Im Gegenteil. Zunächst liegt die aktuelle Situation in der Verantwortung von Michael Kretschmer. Er hat alles auf die Wundertüte BSW in den Sondierungen gesetzt und ist dabei gemeinsam mit der SPD gescheitert.
Wir verstehen die Befürchtungen, die viele vor der Wahl haben. Aber genau um einen „Kemmerich-Moment“ in Sachsen zu vermeiden, werden wir die Möglichkeit für „Nein“-Stimmen auf den Stimmzetteln stark machen. Dadurch steigen die Hürden für die Wahl zum Ministerpräsidenten und gleichzeitig wird seine Legitimation gestärkt. Ein aktuelles Rechtsgutachten bestätigt unsere Haltung.
Es sind also besonders die BÜNDNISGRÜNEN, die genau dieses Szenario im Blick haben und einen Vorschlag ringen, es zu verhindern.
Solange die Person die Stimmenzahl von 61 Stimmen (also die Mehrheit aller im Landtag verfügbaren Stimmen) nicht überschreitet, kommt es zum zweiten Wahlgang. Da LINKE und wir BÜNDNISGRÜNE vorab bereits angekündigt haben, weder den Kandidaten der AfD, noch den Kandidaten der FW zu wählen, bliebe dafür nur eine Möglichkeit: Ein Kandidat müsste nahezu alle Stimmen von AfD (40), FW (1) und BSW (15) auf sich vereinen.
Die BÜNDNISGRÜNEN müssen doch jetzt demokratische Verantwortung wahrnehmen und MP Kretschmer wählen!

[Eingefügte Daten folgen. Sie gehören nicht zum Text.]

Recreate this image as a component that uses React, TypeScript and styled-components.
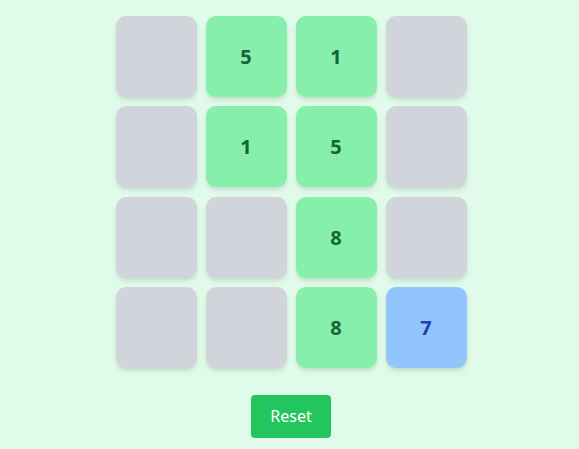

Die GRÜNEN übernehmen demokratische Verantwortung, indem wir die einzige Fraktion sind, die einen Vorschlag macht, wie der Kemmerich-Moment verhindert werden kann. Wenn es Nein-Stimmen gibt auf dem Stimmzettel, dann wird so ein Moment deutlich erschwert. Wer ohne demokratische Mehrheit in die MP-Wahl geht, so wie morgen, dessen demokratisches Verantwortungsgefühl darf zumindest angezweifelt werden.